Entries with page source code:
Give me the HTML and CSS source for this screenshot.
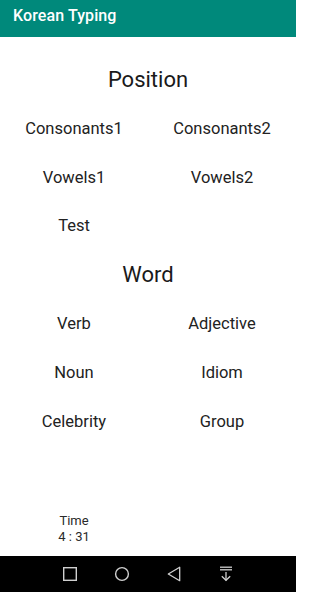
FILE: index.html
```html
<!DOCTYPE html>
<html>
<head>
<meta charset="utf-8">
<link rel="stylesheet" href="styles.css">
</head>
<body>
<div class="app">
  <header class="appbar">Korean Typing</header>
  <main class="content">
    <h2 class="section-title">Position</h2>
    <div class="grid">
      <div class="item">Consonants1</div>
      <div class="item">Consonants2</div>
      <div class="item">Vowels1</div>
      <div class="item">Vowels2</div>
      <div class="item">Test</div>
    </div>
    <h2 class="section-title">Word</h2>
    <div class="grid">
      <div class="item">Verb</div>
      <div class="item">Adjective</div>
      <div class="item">Noun</div>
      <div class="item">Idiom</div>
      <div class="item">Celebrity</div>
      <div class="item">Group</div>
    </div>
    <div class="timer">
      <div class="timer-box">
        <div>Time</div>
        <div>4 : 31</div>
      </div>
    </div>
  </main>
  <nav class="navbar">
    <span class="nav-slot">
      <svg width="16" height="16" viewBox="0 0 16 16"><rect x="1.7" y="1.7" width="12.6" height="12.6" fill="none" stroke="#d0d0d0" stroke-width="1.4"/></svg>
    </span>
    <span class="nav-slot">
      <svg width="16" height="16" viewBox="0 0 16 16"><circle cx="8" cy="8" r="6.4" fill="none" stroke="#d0d0d0" stroke-width="1.4"/></svg>
    </span>
    <span class="nav-slot">
      <svg width="16" height="16" viewBox="0 0 16 16"><path d="M2.3 8 L13.7 1.3 L13.7 14.7 Z" fill="none" stroke="#d0d0d0" stroke-width="1.3" stroke-linejoin="round"/></svg>
    </span>
    <span class="nav-slot">
      <svg width="16" height="16" viewBox="0 0 16 16"><g fill="none" stroke="#d0d0d0" stroke-width="1.3"><path d="M2 1.2 H14"/><path d="M2 3.8 H14"/><path d="M8 6 V14.5"/><path d="M3.8 10.2 L8 14.3 L12.2 10.2"/></g></svg>
    </span>
  </nav>
</div>
</body>
</html>
```
FILE: styles.css
```css
* { box-sizing: border-box; }
html, body { margin: 0; padding: 0; background: #ffffff; }
body { font-family: Roboto, "Noto Sans", "Liberation Sans", sans-serif; color: #222222; }
.app { width: 296px; height: 592px; display: flex; flex-direction: column; }
.appbar {
  height: 37px;
  background: #00897b;
  color: #ffffff;
  font-size: 16px;
  font-weight: 500;
  line-height: 21px;
  padding: 5px 13px 0;
  letter-spacing: 0.1px;
}
.content { flex: 1; display: flex; flex-direction: column; padding-top: 19px; padding-bottom: 11px; }
.section-title {
  margin: 0;
  font-size: 22px;
  font-weight: 400;
  line-height: 48.8px;
  text-align: center;
  color: #1a1a1a;
}
.grid { display: grid; grid-template-columns: 1fr 1fr; }
.item { text-align: center; font-size: 16.5px; line-height: 48.8px; }
.timer { margin-top: auto; display: grid; grid-template-columns: 1fr 1fr; }
.timer-box { text-align: center; font-size: 13px; line-height: 16px; color: #2a2a2a; }
.navbar {
  height: 36px;
  background: #000000;
  display: flex;
  justify-content: center;
  align-items: center;
}
.nav-slot { width: 52px; display: flex; justify-content: center; align-items: center; }
.nav-slot svg { display: block; }
```
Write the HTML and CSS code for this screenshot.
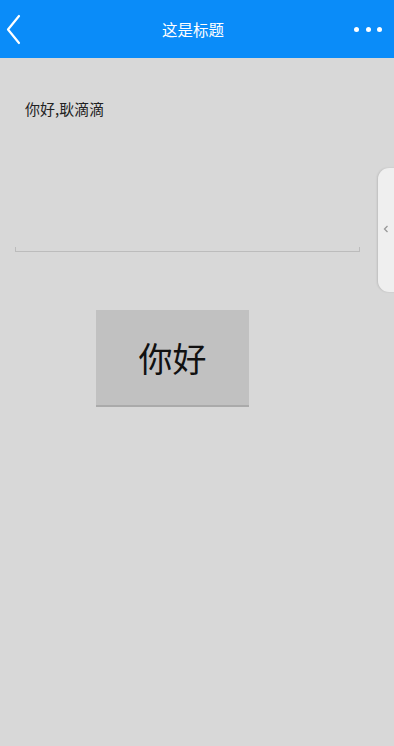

## The request
What is the number of lines in the records that contain the word "screenshot"? Answer with the number and nothing else.

## Expected answer
2